Leave out the pictures and repeat the rest of the material exactly.

### DATA SHOWN ###

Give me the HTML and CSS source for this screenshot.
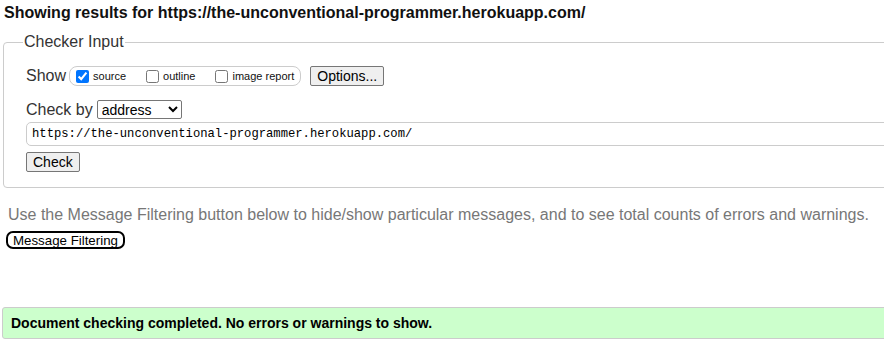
FILE: index.html
```html
<!DOCTYPE html>
<html lang="en">
<head>
    <meta charset="UTF-8">
    <meta name="viewport" content="width=device-width, initial-scale=1.0">
    <title>Showing results for https://the-unconventional-programmer.herokuapp.com/</title>
    <link rel="stylesheet" href="styles.css">
</head>
<body>
    <h2 class="title">Showing results for https://the-unconventional-programmer.herokuapp.com/</h2>
    <fieldset class="checker">
        <legend>Checker Input</legend>
        <div class="row">
            <span class="label">Show</span>
            <div class="shows">
                <label><input type="checkbox" checked> source</label>
                <label><input type="checkbox"> outline</label>
                <label><input type="checkbox"> image report</label>
            </div>
            <button class="btn">Options...</button>
        </div>
        <div class="row by">
            <span class="label">Check by</span>
            <select class="sel">
                <option>address</option>
            </select>
        </div>
        <input class="url" type="text" value="https://the-unconventional-programmer.herokuapp.com/">
        <div class="row">
            <button class="btn">Check</button>
        </div>
    </fieldset>
    <p class="hint">Use the Message Filtering button below to hide/show particular messages, and to see total counts of errors and warnings.</p>
    <button class="filter">Message Filtering</button>
    <div class="done">Document checking completed. No errors or warnings to show.</div>
</body>
</html>
```

FILE: styles.css
```css
body {
    font-family: "Liberation Sans", Arial, sans-serif;
    color: #000;
    background-color: #fff;
    margin: 0;
    overflow: hidden;
}
.title {
    font-size: 16px;
    font-weight: bold;
    margin: 4px 0 0 4px;
    color: #111;
}
.checker {
    margin: 11px -40px 0 3px;
    padding: 15px 0 15px 22px;
    border: 1px solid #ccc;
    border-radius: 4px;
    color: #333;
}
.checker legend {
    font-size: 16px;
    padding: 0 1px;
    margin-left: -3px;
    color: #333;
}
.row {
    display: flex;
    align-items: center;
}
.label {
    font-size: 16px;
    color: #333;
}
.shows {
    display: flex;
    align-items: center;
    gap: 20px;
    margin-left: 3px;
    padding: 0 6px 0 6px;
    border: 1px solid #ccc;
    border-radius: 8px;
    height: 18px;
}
.shows label {
    font-size: 11px;
    color: #111;
    display: flex;
    align-items: center;
}
.shows input {
    margin: 0 4px 0 0;
    width: 13px;
    height: 13px;
}
.btn {
    font-family: "Liberation Sans", Arial, sans-serif;
    font-size: 14px;
    padding: 0 6px;
    height: 20px;
    background: #efefef;
    border: 1px solid #767676;
    border-radius: 2px;
    color: #000;
}
.row .btn {
    margin-left: 9px;
}
.row:last-child .btn {
    margin-left: 0;
}
.by {
    margin-top: 14px;
}
.sel {
    font-family: "Liberation Sans", Arial, sans-serif;
    font-size: 14px;
    margin-left: 4px;
    width: 85px;
    height: 19px;
    border: 1px solid #767676;
    border-radius: 2px;
    background: #fff;
    color: #000;
}
.url {
    display: block;
    box-sizing: border-box;
    width: 100%;
    margin: 3px 0 6px;
    height: 24px;
    padding: 0 5px;
    font-family: "Liberation Mono", "DejaVu Sans Mono", monospace;
    font-size: 12.2px;
    border: 1px solid #ccc;
    border-radius: 5px;
    color: #000;
}
.hint {
    font-size: 16px;
    color: #777;
    margin: 18px 0 0 8px;
}
.filter {
    margin: 7px 0 0 6px;
    font-family: "Liberation Sans", Arial, sans-serif;
    font-size: 13.3px;
    padding: 0 5px;
    height: 18px;
    background: #fff;
    border: 2px solid #000;
    border-radius: 7px;
    color: #000;
}
.done {
    margin: 58px -10px 0 2px;
    padding: 7px 8px;
    font-size: 14px;
    font-weight: bold;
    background: #ccffcc;
    border: 1px solid #ccc;
    border-radius: 3px;
    color: #000;
}
```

###

**EXERCISE OUTPUT:**
Give me the HTML and CSS source for this screenshot.
FILE: index.html
```html
<!DOCTYPE html>
<html lang="en">
<head>
    <meta charset="UTF-8">
    <meta name="viewport" content="width=device-width, initial-scale=1.0">
    <title>Showing results for https://the-unconventional-programmer.herokuapp.com/</title>
    <link rel="stylesheet" href="styles.css">
</head>
<body>
    <h2 class="title">Showing results for https://the-unconventional-programmer.herokuapp.com/</h2>
    <fieldset class="checker">
        <legend>Checker Input</legend>
        <div class="row">
            <span class="label">Show</span>
            <div class="shows">
                <label><input type="checkbox" checked> source</label>
                <label><input type="checkbox"> outline</label>
                <label><input type="checkbox"> image report</label>
            </div>
            <button class="btn">Options...</button>
        </div>
        <div class="row by">
            <span class="label">Check by</span>
            <select class="sel">
                <option>address</option>
            </select>
        </div>
        <input class="url" type="text" value="https://the-unconventional-programmer.herokuapp.com/">
        <div class="row">
            <button class="btn">Check</button>
        </div>
    </fieldset>
    <p class="hint">Use the Message Filtering button below to hide/show particular messages, and to see total counts of errors and warnings.</p>
    <button class="filter">Message Filtering</button>
    <div class="done">Document checking completed. No errors or warnings to show.</div>
</body>
</html>
```

FILE: styles.css
```css
body {
    font-family: "Liberation Sans", Arial, sans-serif;
    color: #000;
    background-color: #fff;
    margin: 0;
    overflow: hidden;
}
.title {
    font-size: 16px;
    font-weight: bold;
    margin: 4px 0 0 4px;
    color: #111;
}
.checker {
    margin: 11px -40px 0 3px;
    padding: 15px 0 15px 22px;
    border: 1px solid #ccc;
    border-radius: 4px;
    color: #333;
}
.checker legend {
    font-size: 16px;
    padding: 0 1px;
    margin-left: -3px;
    color: #333;
}
.row {
    display: flex;
    align-items: center;
}
.label {
    font-size: 16px;
    color: #333;
}
.shows {
    display: flex;
    align-items: center;
    gap: 20px;
    margin-left: 3px;
    padding: 0 6px 0 6px;
    border: 1px solid #ccc;
    border-radius: 8px;
    height: 18px;
}
.shows label {
    font-size: 11px;
    color: #111;
    display: flex;
    align-items: center;
}
.shows input {
    margin: 0 4px 0 0;
    width: 13px;
    height: 13px;
}
.btn {
    font-family: "Liberation Sans", Arial, sans-serif;
    font-size: 14px;
    padding: 0 6px;
    height: 20px;
    background: #efefef;
    border: 1px solid #767676;
    border-radius: 2px;
    color: #000;
}
.row .btn {
    margin-left: 9px;
}
.row:last-child .btn {
    margin-left: 0;
}
.by {
    margin-top: 14px;
}
.sel {
    font-family: "Liberation Sans", Arial, sans-serif;
    font-size: 14px;
    margin-left: 4px;
    width: 85px;
    height: 19px;
    border: 1px solid #767676;
    border-radius: 2px;
    background: #fff;
    color: #000;
}
.url {
    display: block;
    box-sizing: border-box;
    width: 100%;
    margin: 3px 0 6px;
    height: 24px;
    padding: 0 5px;
    font-family: "Liberation Mono", "DejaVu Sans Mono", monospace;
    font-size: 12.2px;
    border: 1px solid #ccc;
    border-radius: 5px;
    color: #000;
}
.hint {
    font-size: 16px;
    color: #777;
    margin: 18px 0 0 8px;
}
.filter {
    margin: 7px 0 0 6px;
    font-family: "Liberation Sans", Arial, sans-serif;
    font-size: 13.3px;
    padding: 0 5px;
    height: 18px;
    background: #fff;
    border: 2px solid #000;
    border-radius: 7px;
    color: #000;
}
.done {
    margin: 58px -10px 0 2px;
    padding: 7px 8px;
    font-size: 14px;
    font-weight: bold;
    background: #ccffcc;
    border: 1px solid #ccc;
    border-radius: 3px;
    color: #000;
}
```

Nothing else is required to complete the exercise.